- From: David Brownell <david-b@pacbell.net>
- Date: Wed, 04 Dec 2002 15:34:46 -0800
- To: Terje Bless <link@pobox.com>
- Cc: W3C Validator <www-validator@w3.org>, Karl Dubost <karl@w3.org>
Terje Bless wrote: > > I suspect the problem here was that HTML 4.01 was trying to fix something > that it was not in their purview to fix; namely the poor suitability of > ISO-8859-1 as a default for many web documents. As a default it's pretty good, but a lot of broken systems (browsers and servers both) got shipped that didn't work that way. Such as by letting the default be overridden on servers, and having browsers use charset=. I agree that changing HTTP or MIME were not in that purview.

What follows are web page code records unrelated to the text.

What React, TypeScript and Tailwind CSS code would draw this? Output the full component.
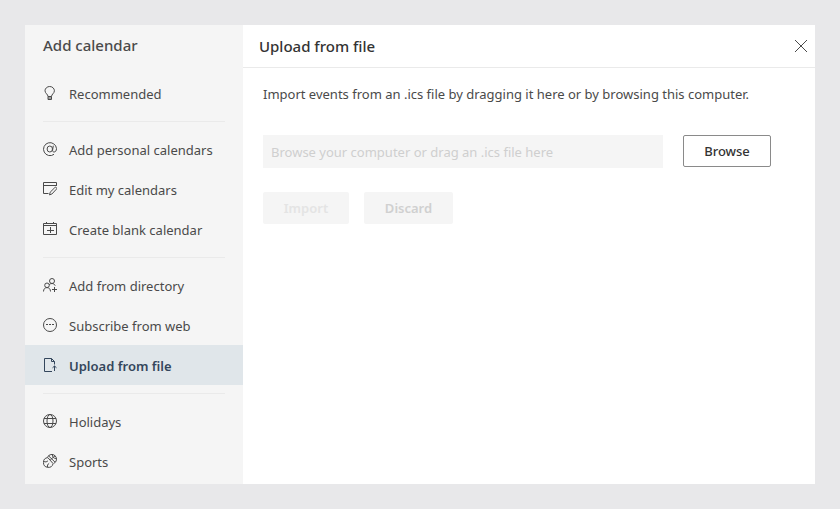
import { useRef, useState } from "react";
import type { ReactNode } from "react";

const Icon = ({ children }: { children: ReactNode }) => (
  <svg
    xmlns="http://www.w3.org/2000/svg"
    fill="none"
    viewBox="0 0 14 14"
    stroke="currentColor"
    aria-hidden="true"
    className="w-3.5 h-3.5 shrink-0"
  >
    {children}
  </svg>
);

const icons = {
  bulb: (
    <Icon>
      <path d="M5 10.500c0-2.200-3-3.200-3-5.700a4.700 4.300 0 0 1 9.400 0c0 2.500-2.900 3.500-2.900 5.700zM5 10.500v3h3.500v-3M5 12h3.500" />
    </Icon>
  ),
  at: (
    <Icon>
      <path d="M11 12.300A6.500 6.500 0 1 1 13.500 6.600C13.500 8.800 12.400 10 11.100 10 9.900 10 9.400 9.200 9.600 8l.7-4.300" />
      <ellipse cx="6.800" cy="7" rx="2.700" ry="3" />
    </Icon>
  ),
  edit: (
    <Icon>
      <path d="M5.500 11.500h-5v-11h13V4M.5 3.500h13" />
      <path d="M6.500 12.900l.7-2.700 4.600-4.600a1.100 1.100 0 0 1 1.600 1.600L8.900 12z" />
    </Icon>
  ),
  create: (
    <Icon>
      <path d="M.5 1.500h13v11H.5zM.5 3.500h13M3.500 0v2M10.500 0v2M7.500 5v6M4 8.500h7" />
    </Icon>
  ),
  directory: (
    <Icon>
      <circle cx="9" cy="3" r="2.500" />
      <circle cx="4" cy="7.300" r="2.300" />
      <path d="M.5 13.500c0-2.500 1.500-3.900 3.500-3.900s3.500 1.400 3.500 3.900M6.200 6.700c.7-.8 1.600-1.200 2.800-1.200 1.600 0 2.600.8 3.200 2.200M11.500 9v5M9 11.500h5" />
    </Icon>
  ),
  web: (
    <Icon>
      <circle cx="7" cy="7" r="6.500" />
      <path d="M3 6.500h2M6 6.500h2M9 6.500h2" />
    </Icon>
  ),
  upload: (
    <Icon>
      <path d="M9 13.500H1.500V.5h7l3 3v3M8.500 .5v3h3M11.500 13V8M9.500 9.800l2-1.800 2 1.800" />
    </Icon>
  ),
  globe: (
    <Icon>
      <circle cx="7" cy="7" r="6.500" />
      <ellipse cx="7" cy="7" rx="3" ry="6.500" />
      <path d="M1 4.500h12M1 9.500h12" />
    </Icon>
  ),
  sports: (
    <Icon>
      <path d="M4.500 3.300A4.700 4.700 0 1 1 10.800 9.400M5.500 1.800l6.700 6.500M7.300 5.800l4.800-4M9.500 .5c-.3 2.500 1 4 3.800 4" />
      <path d="M4.800 3.600a4.900 4.900 0 1 0 5.300 6zM.8 7.500c1.700.7 3 .5 4.200-.8M4.500 13.200c-.3-1.700.2-3 1.700-4" />
    </Icon>
  ),
};

const groups = [
  [{ label: "Recommended", icon: icons.bulb }],
  [
    { label: "Add personal calendars", icon: icons.at },
    { label: "Edit my calendars", icon: icons.edit },
    { label: "Create blank calendar", icon: icons.create },
  ],
  [
    { label: "Add from directory", icon: icons.directory },
    { label: "Subscribe from web", icon: icons.web },
    { label: "Upload from file", icon: icons.upload },
  ],
  [
    { label: "Holidays", icon: icons.globe },
    { label: "Sports", icon: icons.sports },
  ],
];

const App = () => {
  const [active, setActive] = useState("Upload from file");
  const [fileName, setFileName] = useState("");
  const fileRef = useRef<HTMLInputElement | null>(null);

  return (
    <div className="min-h-screen bg-[#e8e8ea] p-[25px] font-['Noto_Sans','Open_Sans',sans-serif] text-[13px] text-[#4a4a4a]">
      <div className="flex bg-white">
        <nav aria-label="Add calendar" className="w-[218px] shrink-0 bg-[#f5f5f5] pb-[3px]">
          <h1 className="h-12 px-[18px] pt-2 text-[15px] leading-6 font-medium">Add calendar</h1>
          {groups.map((group, index) => (
            <div key={index}>
              {index > 0 && <hr className="mx-[18px] mt-2 mb-[7px] border-[#eaeaea]" />}
              {group.map((item) => (
                <button
                  key={item.label}
                  type="button"
                  onClick={() => setActive(item.label)}
                  className={`flex h-10 w-full items-center gap-3 px-[18px] text-left whitespace-nowrap ${
                    active === item.label ? "bg-[#e0e6ea] font-semibold text-[#34465c]" : ""
                  }`}
                >
                  {item.icon}
                  <span className="pt-1">{item.label}</span>
                </button>
              ))}
            </div>
          ))}
        </nav>

        <main className="min-w-0 flex-1">
          <header className="flex h-[43px] items-center justify-between border-b border-[#eaeaea] pr-2 pl-4">
            <h2 className="text-[15px] leading-6 font-medium text-[#333333]">Upload from file</h2>
            <button type="button" aria-label="Close">
              <svg viewBox="0 0 12 12" fill="none" stroke="currentColor" className="h-3 w-3">
                <path d="M0 0l12 12M12 0L0 12" />
              </svg>
            </button>
          </header>

          <div className="px-5 pt-4">
            <p className="leading-5">
              Import events from an .ics file by dragging it here or by browsing this computer.
            </p>

            <div className="mt-[31px] flex items-start gap-5">
              <input
                type="text"
                readOnly
                value={fileName}
                aria-label="Calendar file"
                placeholder="Browse your computer or drag an .ics file here"
                className="h-[33px] max-w-[400px] min-w-0 flex-1 bg-[#f5f5f5] px-2 placeholder:text-[#cfcfcf] focus:outline-none"
              />
              <input
                ref={fileRef}
                type="file"
                accept=".ics"
                aria-label="Choose file"
                className="hidden"
                onChange={(e) => setFileName(e.target.files?.[0]?.name ?? "")}
              />
              <button
                type="button"
                onClick={() => fileRef.current?.click()}
                className="h-8 w-[88px] rounded-xs border border-[#8a8a8a] pt-0.5 font-medium text-[#333333]"
              >
                Browse
              </button>
            </div>

            <div className="mt-6 flex gap-[15px]">
              <button
                type="button"
                disabled={!fileName}
                className="h-8 w-[86px] rounded-xs bg-[#f5f5f5] pt-0.5 font-semibold text-[#333333] disabled:text-[#e4e4e4]"
              >
                Import
              </button>
              <button
                type="button"
                disabled={!fileName}
                onClick={() => setFileName("")}
                className="h-8 w-[89px] rounded-xs bg-[#f5f5f5] pt-0.5 font-semibold text-[#333333] disabled:text-[#d0d0d0]"
              >
                Discard
              </button>
            </div>
          </div>
        </main>
      </div>
    </div>
  );
};

export default App;
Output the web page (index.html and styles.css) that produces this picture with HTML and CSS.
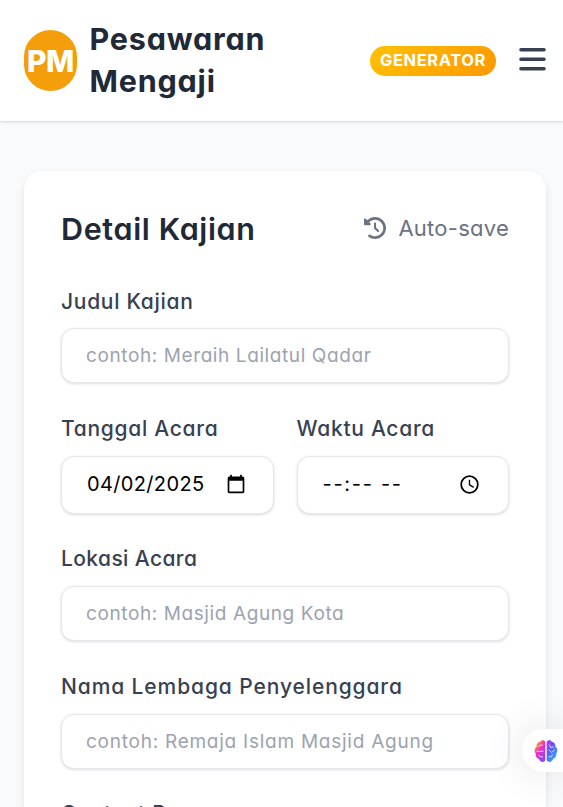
FILE: index.html
```html
<!DOCTYPE html>
<html lang="id">
<head>
<meta charset="utf-8">
<meta name="viewport" content="width=device-width, initial-scale=1">
<title>Pesawaran Mengaji</title>
<link rel="stylesheet" href="styles.css">
</head>
<body>
<header class="topbar">
  <div class="logo"><span>PM</span></div>
  <div class="brand"><span>Pesawaran</span><br><span>Mengaji</span></div>
  <div class="badge"><span>GENERATOR</span></div>
  <svg class="menu" viewBox="0 0 27 23" aria-label="Menu"><path d="M2 1.800H25M2 11.300H25M2 20.800H25" fill="none" stroke="#374151" stroke-width="3.600" stroke-linecap="round"/></svg>
</header>
<main class="card">
  <div class="card-head">
    <h1>Detail Kajian</h1>
    <div class="autosave">
      <svg viewBox="0 0 512 512" aria-hidden="true"><path fill="currentColor" d="M75 75L41 41C25.900 25.900 0 36.600 0 57.900V168c0 13.300 10.700 24 24 24H134.100c21.400 0 32.100-25.900 17-41l-30.800-30.800C155 85.500 203 64 256 64c106 0 192 86 192 192s-86 192-192 192c-40.800 0-78.600-12.700-109.700-34.400c-14.500-10.100-34.400-6.600-44.600 7.900s-6.600 34.400 7.900 44.600C151.200 495 201.700 512 256 512c141.400 0 256-114.600 256-256S397.400 0 256 0C185.300 0 121.300 28.700 75 75zm181 53c-13.300 0-24 10.700-24 24V256c0 6.400 2.500 12.500 7 17l72 72c9.400 9.400 24.600 9.400 33.900 0s9.400-24.600 0-33.900l-65-65V152c0-13.300-10.700-24-24-24z"/></svg>
      <span>Auto-save</span>
    </div>
  </div>
  <div class="field">
    <div class="label"><span>Judul Kajian</span></div>
    <div class="input hint"><span>contoh: Meraih Lailatul Qadar</span></div>
  </div>
  <div class="row">
    <div class="field">
      <div class="label"><span>Tanggal Acara</span></div>
      <div class="input picker"><span class="date">04/02/2025</span>
        <svg class="cal" viewBox="0 0 24 24" aria-hidden="true"><path d="M20 3h-1V1h-2v2H7V1H5v2H4c-1.100 0-2 .9-2 2v16c0 1.100.9 2 2 2h16c1.100 0 2-.9 2-2V5c0-1.100-.9-2-2-2zm0 18H4V8h16v13z"/></svg>
      </div>
    </div>
    <div class="field">
      <div class="label"><span>Waktu Acara</span></div>
      <div class="input picker"><span class="time">--:-- --</span>
        <svg class="clock" viewBox="0 0 18 18" aria-hidden="true"><circle cx="9" cy="9" r="7.900" fill="none" stroke="#000" stroke-width="1.700"/><path d="M9 4.500V9.300L13 11.700" fill="none" stroke="#000" stroke-width="1.300"/></svg>
      </div>
    </div>
  </div>
  <div class="field">
    <div class="label place"><span>Lokasi Acara</span></div>
    <div class="input hint"><span>contoh: Masjid Agung Kota</span></div>
  </div>
  <div class="field">
    <div class="label host"><span>Nama Lembaga Penyelenggara</span></div>
    <div class="input hint host-hint"><span>contoh: Remaja Islam Masjid Agung</span></div>
  </div>
  <div class="field last">
    <div class="label"><span>Contact Person</span></div>
  </div>
</main>
<div class="assistant">
  <svg viewBox="0 0 24 24" aria-hidden="true">
    <defs>
      <linearGradient id="warm" x1="0" y1="0" x2=".7" y2="1"><stop offset="0" stop-color="#ffa51c"/><stop offset=".25" stop-color="#ff8a35"/><stop offset=".5" stop-color="#f02fc4"/><stop offset="1" stop-color="#8b45f5"/></linearGradient>
      <linearGradient id="cool" x1="0" y1="0" x2=".6" y2="1"><stop offset="0" stop-color="#c32be8"/><stop offset=".5" stop-color="#5862f5"/><stop offset="1" stop-color="#2babff"/></linearGradient>
    </defs>
    <path fill="url(#warm)" d="M11.300 3C10.500.6 7 .6 6 3 3.500 3 2 5.500 2.800 7.600.3 9 0 13 1.800 14.600 1.200 17.500 3 19.500 4.800 19.800 5.500 23.500 10.500 24 11.300 21Z"/>
    <path fill="url(#cool)" d="M12.700 3C13.500.6 17 .6 18 3c2.500 0 4 2.500 3.200 4.600C23.700 9 24 13 22.200 14.600c.6 2.900-1.200 4.900-3 5.200-.7 3.700-5.700 4.200-6.500 1.200Z"/>
    <path fill="none" stroke="#fff" stroke-width=".9" stroke-opacity=".85" stroke-linecap="round" d="M4.500 7.500Q6 5.500 8.500 6M3 12.300H9M5 16.500Q6 18.500 8.500 18M15.500 6L16.500 8.500 19.500 8M15 11L17.500 13.500 20.500 11M15 18Q18 18.500 18.500 16"/>
  </svg>
</div>
</body>
</html>
```
FILE: styles.css
```css
* { box-sizing: border-box; }
body {
  margin: 0;
  height: 807px;
  overflow: hidden;
  background: #f9fafb;
  color: #1f2937;
  font-family: Inter, "Open Sans", sans-serif;
  font-feature-settings: "cv11";
}
span { white-space: nowrap; }
.topbar {
  display: flex;
  align-items: center;
  height: 121px;
  padding: 0 17px 0 24px;
  background: #fff;
  box-shadow: 0 1px 3px rgba(0, 0, 0, .16);
}
.logo {
  display: flex;
  align-items: center;
  justify-content: center;
  width: 53px;
  height: 61px;
  border-radius: 27px;
  background: #f59e0b;
  color: #fff;
  font-size: 30px;
  font-weight: 800;
  letter-spacing: -.5px;
}
.brand {
  margin: -1px 0 0 12.5px;
  font-size: 30.5px;
  font-weight: 700;
  line-height: 42px;
  letter-spacing: .8px;
}
.badge {
  display: flex;
  align-items: center;
  justify-content: center;
  width: 126px;
  height: 30px;
  margin: 0 0 0 auto;
  padding-bottom: 1px;
  border-radius: 15px;
  background: linear-gradient(135deg, #ffc107, #ff9800);
  color: #fff;
  font-size: 16.5px;
  font-weight: 700;
  letter-spacing: .6px;
}
.menu { width: 27px; height: 23px; margin: -3px 0 0 23px; }
.card {
  margin: 50px 17px 0 24px;
  height: 636px;
  padding: 36px 37px 0;
  border-radius: 19px 19px 0 0;
  background: #fff;
  box-shadow: 0 4px 8px rgba(0, 0, 0, .09);
}
.card-head {
  display: flex;
  align-items: center;
  justify-content: space-between;
  height: 42px;
  margin-bottom: 37.5px;
}
h1 { margin: 0; font-size: 30.5px; font-weight: 600; letter-spacing: .65px; white-space: nowrap; }
.autosave { display: flex; align-items: center; gap: 12px; color: #6b7280; font-size: 22px; letter-spacing: .25px; }
.autosave svg { width: 22px; height: 22px; }
.field { margin-bottom: 31px; }
.row { display: grid; grid-template-columns: 1fr 1fr; column-gap: 23px; }
.label {
  height: 28px;
  margin-bottom: 13.25px;
  color: #374151;
  font-size: 21px;
  font-weight: 500;
  line-height: 30px;
  letter-spacing: .72px;
}
.place { letter-spacing: .4px; line-height: 28px; }
.host { letter-spacing: .9px; }
.input {
  display: flex;
  align-items: center;
  height: 55.5px;
  padding: 0 25px;
  border: 1px solid #e5e7eb;
  border-radius: 13px;
  background: #fff;
  box-shadow: 0 1px 3px rgba(0, 0, 0, .14);
  font-size: 19px;
  letter-spacing: .6px;
}
.hint { padding-left: 24px; color: #9ca3af; }
.host-hint { letter-spacing: .75px; }
.picker { justify-content: space-between; height: 58px; padding-bottom: 1px; color: #000; font-size: 20px; letter-spacing: .35px; }
.time { letter-spacing: 1.7px; }
.cal { width: 20px; height: 20px; margin-right: 2px; }
.clock { width: 19px; height: 19px; margin-right: 4px; }
.last { height: 8px; margin: 0; }
.last .label { line-height: 27.5px; }
.assistant {
  position: fixed;
  right: 0;
  top: 729px;
  display: flex;
  align-items: center;
  width: 41px;
  height: 43px;
  padding-left: 12px;
  border-radius: 22px 0 0 22px;
  background: #fff;
  box-shadow: 0 0 40px rgba(0, 0, 0, .12);
}
.assistant svg { width: 24px; height: 24px; flex: none; }
```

Fixing broken browsers was though; while requiring charset= would have been: > It is highly unfortunate IMO that they chose to do this by overriding HTTP > instead of adding an additional requirement that HTML 4.01 served over HTTP > must explicitly set a character encoding; or by simply punting the issue > back to where it belongs, namely the HTTP specification. Considering that the "HTTP plus HTML" crew was responsible for most of this braindamage in the first place, this is pitiful! MIME has always said the default for "text" is ASCII, but when HTTP was first written up it changed that to "iso-8859-1", mostly to benefit HTML (and, as a side effect, prevent re-use of existing MIME libraries). So HTTP doesn't really do MIME, because of that, and now it seems like HTML won't really do HTTP any more either! > Of course, there is the strong implication that a document that does not > explicitly specify it's encoding is invalid and unparseable, but this is > wholly intentional given that state of character encoding issues. So far the *ONLY* user agent I've ever seen that has any problem parsing that is the current w3c validator. And that's rather new behavior, with only one weak standards leg to stand on (html4). Also ... it says that it tried the Appendix F rules for XML, so either it should NOT do that (effect is to detect encodings like UTF-16 which all standards agree "must" be explicitly labeled) OR it should also be trying the standard HTTP rule like it used to, and like other user agents. It's not even a useful "pedantic mode" default. - Dave
Received on Wednesday, 4 December 2002 18:30:16 UTC